While it’s still just one data point for now, the data suggests that rather than the de facto embargo that US Treasury Secretary Scott Bessent indicated current tariffs represented, US importers might be paying the tariffs and continuing to buy Chinese products. If this is the case, it should strengthen China's negotiating position heading into trade talks this weekend.

As the somewhat limited US-UK trade deal showed, reaching a substantive and comprehensive agreement will likely be quite difficult. However, with current exorbitant tariff levels doing neither side any favours, there’s at least hope for an early agreement to lower rates to a more reasonable level. De-escalation to the original Liberation Day levels or lower would be a positive sign, though such rates would still remain quite high. Our recent podcast discusses this topic in more detail.

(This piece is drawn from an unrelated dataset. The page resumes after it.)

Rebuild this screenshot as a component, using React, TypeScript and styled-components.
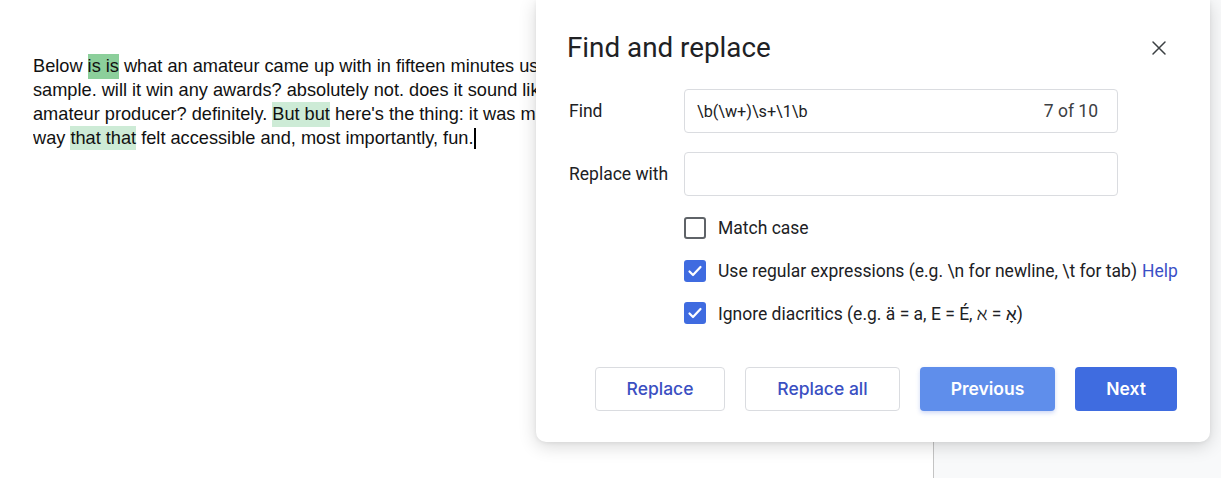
import React from "react";
import styled, { createGlobalStyle } from "styled-components";

const Global = createGlobalStyle`
  html, body { margin: 0; padding: 0; background: #ffffff; }
  body { width: 1221px; height: 478px; overflow: hidden; }
  * { box-sizing: border-box; }
`;

const Page = styled.div`
  position: relative;
  display: flex;
  width: 1221px;
  height: 478px;
  overflow: hidden;
`;

const DocArea = styled.div`
  width: 934px;
  height: 100%;
  background: #ffffff;
  border-right: 1px solid #c4c4c4;
  padding: 54px 0 0 33px;
`;

const SidePanel = styled.div`
  flex: 1;
  height: 100%;
  background: #f8f9fa;
`;

const Paragraph = styled.div`
  width: 503px;
  overflow: hidden;
  font-family: "Liberation Sans", Arial, sans-serif;
  font-size: 18.2px;
  line-height: 24px;
  color: #111111;
`;

const Line = styled.div`
  white-space: nowrap;
  height: 24px;
`;

const Mark = styled.span<{ $active?: boolean }>`
  background: ${(p) => (p.$active ? "#8ccf9b" : "#cdebd6")};
  padding: 2px 0 3px;
`;

const Caret = styled.span`
  display: inline-block;
  width: 2px;
  height: 21px;
  background: #000;
  vertical-align: -5px;
  margin-left: 1px;
`;

const Dialog = styled.div`
  position: absolute;
  left: 536px;
  top: 0;
  width: 674px;
  height: 442px;
  background: #ffffff;
  border-radius: 0 0 10px 10px;
  box-shadow: 0 4px 18px rgba(0, 0, 0, 0.16), 0 1px 4px rgba(0, 0, 0, 0.06);
  padding: 31px 33px 32px 31px;
  display: flex;
  flex-direction: column;
  font-family: Roboto, "Noto Sans", sans-serif;
  color: #202124;
`;

const Header = styled.div`
  display: flex;
  align-items: center;
  justify-content: space-between;
  height: 34px;
`;

const Title = styled.h1`
  margin: 0;
  font-size: 27.8px;
  font-weight: 400;
  line-height: 34px;
  color: #202124;
`;

const CloseButton = styled.button`
  border: none;
  background: transparent;
  width: 24px;
  height: 24px;
  padding: 0;
  margin-right: 6px;
  display: flex;
  align-items: center;
  justify-content: center;
  cursor: pointer;
`;

const Form = styled.div`
  display: grid;
  grid-template-columns: 115px 434px;
  row-gap: 19px;
  margin-top: 24px;
  padding-left: 2px;
  align-items: center;
`;

const Label = styled.label`
  font-size: 17.5px;
  color: #202124;
`;

const Field = styled.div`
  height: 44px;
  border: 1px solid #dadce0;
  border-radius: 4px;
  display: flex;
  align-items: center;
  justify-content: space-between;
  padding: 0 19px 0 12px;
`;

const FieldText = styled.span`
  color: #202124;
  font-size: 16.2px;
`;

const Count = styled.span`
  color: #3c4043;
  font-size: 17.5px;
`;

const Options = styled.div`
  display: flex;
  flex-direction: column;
  margin-top: 11px;
  padding-left: 117px;
`;

const Option = styled.div`
  display: flex;
  align-items: center;
  height: 42.5px;
  gap: 12px;
  font-size: 17.5px;
  color: #202124;
  white-space: nowrap;
`;

const Box = styled.span<{ $checked?: boolean }>`
  width: 22px;
  height: 22px;
  border-radius: 3px;
  flex-shrink: 0;
  display: flex;
  align-items: center;
  justify-content: center;
  background: ${(p) => (p.$checked ? "#3f6be0" : "#ffffff")};
  border: ${(p) => (p.$checked ? "none" : "2px solid #5f6368")};
`;

const Help = styled.a`
  color: #3a50c6;
  text-decoration: none;
  margin-left: 5px;
`;

const Buttons = styled.div`
  display: flex;
  justify-content: flex-end;
  gap: 20px;
  margin-top: 32px;
`;

const Button = styled.button<{ $variant: "outline" | "soft" | "primary"; $w: number }>`
  width: ${(p) => p.$w}px;
  height: 44px;
  border-radius: 4px;
  font-family: Inter, Roboto, sans-serif;
  font-size: 17.5px;
  cursor: pointer;
  ${(p) =>
    p.$variant === "outline"
      ? `background:#ffffff;border:1px solid #dadce0;color:#3a4fc2;font-weight:500;`
      : p.$variant === "soft"
      ? `background:#5f8eeb;border:none;color:#ffffff;font-weight:600;box-shadow:0 2px 4px rgba(60,100,220,0.25);`
      : `background:#3f6ce0;border:none;color:#ffffff;font-weight:600;`}
`;

const Check = () => (
  <svg width="16" height="16" viewBox="0 0 16 16">
    <path d="M2.5 8.5 L6 12 L13.5 4" fill="none" stroke="#fff" strokeWidth="2.2" strokeLinecap="round" strokeLinejoin="round" />
  </svg>
);

export default function App() {
  return (
    <>
      <Global />
      <Page>
        <DocArea>
          <Paragraph>
            <Line>
              Below <Mark $active>is is</Mark> what an amateur came up with in fifteen minutes using
            </Line>
            <Line>sample. will it win any awards? absolutely not. does it sound like</Line>
            <Line>
              amateur producer? definitely. <Mark>But but</Mark> here's the thing: it was made
            </Line>
            <Line>
              way <Mark>that that</Mark> felt accessible and, most importantly, fun.
              <Caret />
            </Line>
          </Paragraph>
        </DocArea>
        <SidePanel />
        <Dialog>
          <Header>
            <Title>Find and replace</Title>
            <CloseButton aria-label="Close">
              <svg width="16" height="16" viewBox="0 0 16 16">
                <path d="M2 2 L14 14 M14 2 L2 14" stroke="#3c4043" strokeWidth="1.5" strokeLinecap="round" />
              </svg>
            </CloseButton>
          </Header>
          <Form>
            <Label>Find</Label>
            <Field>
              <FieldText>\b(\w+)\s+\1\b</FieldText>
              <Count>7 of 10</Count>
            </Field>
            <Label>Replace with</Label>
            <Field />
          </Form>
          <Options>
            <Option>
              <Box />
              Match case
            </Option>
            <Option>
              <Box $checked>
                <Check />
              </Box>
              <span>
                Use regular expressions (e.g. \n for newline, \t for tab)
                <Help href="#">Help</Help>
              </span>
            </Option>
            <Option>
              <Box $checked>
                <Check />
              </Box>
              Ignore diacritics (e.g. ä = a, E = É, ℵ = אָ)
            </Option>
          </Options>
          <Buttons>
            <Button $variant="outline" $w={130}>Replace</Button>
            <Button $variant="outline" $w={155}>Replace all</Button>
            <Button $variant="soft" $w={135}>Previous</Button>
            <Button $variant="primary" $w={102}>Next</Button>
          </Buttons>
        </Dialog>
      </Page>
    </>
  );
}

On the domestic growth outlook, trade has beaten expectations for several months from the start of the year. Much of this has been attributed to export frontloading. If, ultimately, the drag on growth from trade friction is smaller than anticipated, risks to our current 4.5% YoY forecast and certainly the market's 4.2% YoY consensus forecasts will be skewed to the upside. As we noted in our comment on the Two Sessions this year, China rarely fails to meet its growth targets, and it set a target of "around 5%" again despite being well aware of a high likelihood of tariffs with the US. With this week's PBOC easing and targets for stronger fiscal policy support this year, policymakers appear to be set on maintaining growth stability amid the tariff headwinds.